School samples were selected from the Quality Education Data File (QED). Duplicate schools and schools that were out-of-scope were eliminated from the file before sampling. To improve coverage of private schools, the QED list was supplemented with an area frame, using 75 sample areas, and lists of schools from 17 non-Catholic organizations.
The main sample design objectives were to provide estimates of acceptable precision for the specified domains of analysis. Estimates can be made for public schools by state, by school level within state, by schools with more than 25 percent Indian enrollment and by Bureau of Indian Affairs-funded schools. Estimates for private schools could be made by affiliation and by school level.
Another objective was to balance the requirements of the school sample against the requirements of the samples of LEAs and teachers. The sample design called for selecting schools with a probability proportionate to the square root of the school's teacher size and, within each stratum, selecting a fixed number of teachers, subject to constraints on the total number of teachers selected in a school.
The SASS sample design also sought to control sample overlap between SASS and other NCES school surveys. To minimize the response burden on individual schools, the sample selection procedure used for SASS minimized the overlap among the SASS, the National Assessment of Educational Progress (NAEP) and the National Educational Longitudinal Study of 1988 (NELS) school sample while maintaining the initial probability of selection for each school in SASS averaged over all possible school samples for the three surveys.
The U.S. Census Bureau performed the data collection and began by sending an advance letter to LEAs of sampled schools in the fall.
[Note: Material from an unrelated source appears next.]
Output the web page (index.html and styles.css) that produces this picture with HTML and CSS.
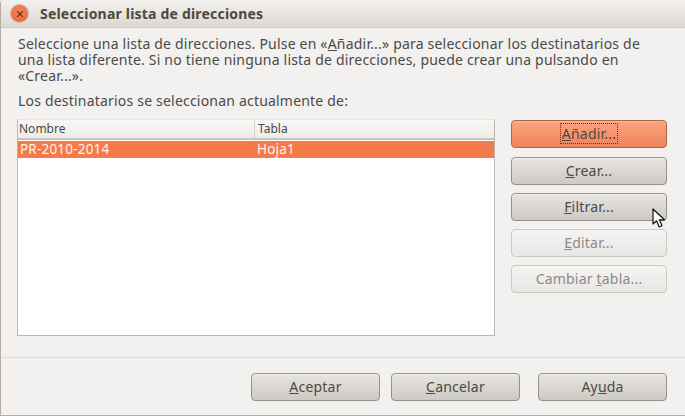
FILE: index.html
```html
<!DOCTYPE html>
<html lang="es">

<head>
  <meta charset="UTF-8">
  <meta name="viewport" content="width=device-width, initial-scale=1.0">
  <title>Seleccionar lista de direcciones</title>
  <link rel="stylesheet" href="styles.css">
</head>

<body>

  <div class="window">
    <div class="titlebar">
      <div class="close">
        <svg width="8" height="8" viewBox="0 0 8 8">
          <path d="M1.2 1.2 L6.8 6.8 M6.8 1.2 L1.2 6.8" stroke="#5a2a18" stroke-width="1.2" fill="none" />
        </svg>
      </div>
      <div class="title">Seleccionar lista de direcciones</div>
    </div>

    <div class="content">
      <p class="intro">Seleccione una lista de direcciones. Pulse en «<u>A</u>ñadir...» para seleccionar los destinatarios de<br>una lista diferente. Si no tiene ninguna lista de direcciones, puede crear una pulsando en<br>«Crear...».</p>
      <p class="current">Los destinatarios se seleccionan actualmente de:</p>

      <div class="main">
        <div class="table">
          <div class="table-head">
            <div class="col-name">Nombre</div>
            <div class="col-table">Tabla</div>
          </div>
          <div class="table-row">
            <div class="col-name">PR-2010-2014</div>
            <div class="col-table">Hoja1</div>
          </div>
        </div>

        <div class="side">
          <button class="btn btn-active"><span class="focus"><u>A</u>ñadir...</span></button>
          <button class="btn"><span><u>C</u>rear...</span></button>
          <button class="btn"><span><u>F</u>iltrar...</span></button>
          <button class="btn btn-off"><span><u>E</u>ditar...</span></button>
          <button class="btn btn-off"><span>Cambiar <u>t</u>abla...</span></button>
        </div>
      </div>
    </div>

    <div class="footer">
      <button class="btn btn-wide"><span><u>A</u>ceptar</span></button>
      <button class="btn btn-wide"><span><u>C</u>ancelar</span></button>
      <button class="btn btn-wide btn-help"><span>Ay<u>u</u>da</span></button>
    </div>

    <!-- puntero del ratón -->
    <svg class="cursor" width="15" height="22" viewBox="0 0 15 22">
      <path d="M1 1 L1 16 L4.6 12.8 L7.2 19 L10 17.8 L7.4 11.8 L12.4 11.8 Z" fill="#fff" stroke="#111" stroke-width="1.2" stroke-linejoin="round" />
    </svg>
  </div>

</body>

</html>
```

FILE: styles.css
```css
* {
  box-sizing: border-box;
}

html,
body {
  margin: 0;
  padding: 0;
}

body {
  width: 685px;
  height: 416px;
  overflow: hidden;
  background-color: #f2f1ef;
  font-family: "Noto Sans", "DejaVu Sans", sans-serif;
  font-size: 14px;
  letter-spacing: 0.2px;
  color: #4a4a48;
}

.window {
  position: relative;
  display: flex;
  flex-direction: column;
  width: 685px;
  height: 416px;
  border-left: 1px solid #b5ada2;
  border-bottom: 1px solid #b5ada2;
  border-top-left-radius: 4px;
  border-top-right-radius: 4px;
  background-color: #f2f1ef;
}

.titlebar {
  display: flex;
  align-items: center;
  flex: none;
  height: 28px;
  padding-left: 10px;
  background: linear-gradient(#f4f2ef, #dcd8d0);
  border-bottom: 1px solid #cfcabf;
  border-top-left-radius: 4px;
  border-top-right-radius: 4px;
}

.close {
  display: flex;
  align-items: center;
  justify-content: center;
  width: 17px;
  height: 17px;
  border-radius: 50%;
  background: radial-gradient(circle at 50% 40%, #f58a5f, #e85f2e);
  box-shadow: 0 0 0 1px #cdb7a6;
}

.title {
  margin-left: 12px;
  font-size: 14px;
  letter-spacing: 0.2px;
  font-weight: bold;
  color: #4c4842;
}

.content {
  flex: 1;
  padding: 8px 18px 0 16px;
}

.intro {
  margin: 0 0 0 1px;
  line-height: 16px;
}

.current {
  margin: 9px 0 0 1px;
  line-height: 16px;
}

.main {
  display: flex;
  margin-top: 10px;
}

.table {
  width: 479px;
  height: 217px;
  background-color: #fff;
  border: 1px solid #bdb6ab;
  border-top-color: #e8e6e2;
}

.table-head {
  display: flex;
  height: 20px;
  font-size: 12px;
  letter-spacing: 0;
  line-height: 18px;
  background: linear-gradient(#f8f7f5, #eeebe7);
  border-bottom: 2px solid #c9c4ba;
}

.table-row {
  display: flex;
  height: 17px;
  margin-top: 1px;
  line-height: 17px;
  font-size: 13.5px;
  color: #fdf3ec;
  background-color: #f47a4a;
}

.col-name {
  width: 237px;
  padding-left: 2px;
}

.table-head .col-name {
  padding-left: 1px;
  border-right: 1px solid #d8d4cc;
}

.col-table {
  padding-left: 2px;
}

.table-head .col-table {
  padding-left: 3px;
}

.side {
  display: flex;
  flex-direction: column;
  gap: 8px;
  margin-left: 16px;
  padding-top: 1px;
}

.btn {
  display: flex;
  align-items: center;
  justify-content: center;
  flex: none;
  width: 156px;
  height: 28px;
  padding: 0 0 2px;
  font-family: inherit;
  font-size: 14px;
  letter-spacing: 0.2px;
  color: #4a4a48;
  background: linear-gradient(#e8e5e1, #cdc9c4);
  border: 1px solid #96918a;
  border-radius: 4px;
  box-shadow: inset 0 1px 0 #f3f1ee;
}

.btn-active {
  margin-bottom: 1px;
  background: linear-gradient(#fba57f, #f0825a);
  border-color: #a8674c;
  box-shadow: inset 0 1px 0 #fdb898;
}

.btn-off {
  color: #8a8a88;
  background: linear-gradient(#f5f4f2, #e9e7e4);
  border-color: #cdc9c3;
  box-shadow: none;
}

.focus {
  outline: 1px dotted #14506e;
  padding: 0 1px;
}

.footer {
  display: flex;
  flex: none;
  height: 58px;
  padding: 15px 17px 0 250px;
  border-top: 1px solid #dedbd6;
}

.btn-wide {
  width: 129px;
  margin-right: 11px;
}

.btn-help {
  margin-left: 7px;
  margin-right: 0;
}

.cursor {
  position: absolute;
  left: 651px;
  top: 208px;
}
```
During November and December 1987, schools were asked to provide lists of their teachers for use in selecting the teacher sample. The first mailing of questionnaires to districts, principals and teachers took place in February 1988. Approximately six weeks after the initial mailing, a second questionnaire was sent to those who had not returned the first questionnaire. Telephone follow-ups to nonrespondents began a month later and, whenever possible, interviews were completed by phone.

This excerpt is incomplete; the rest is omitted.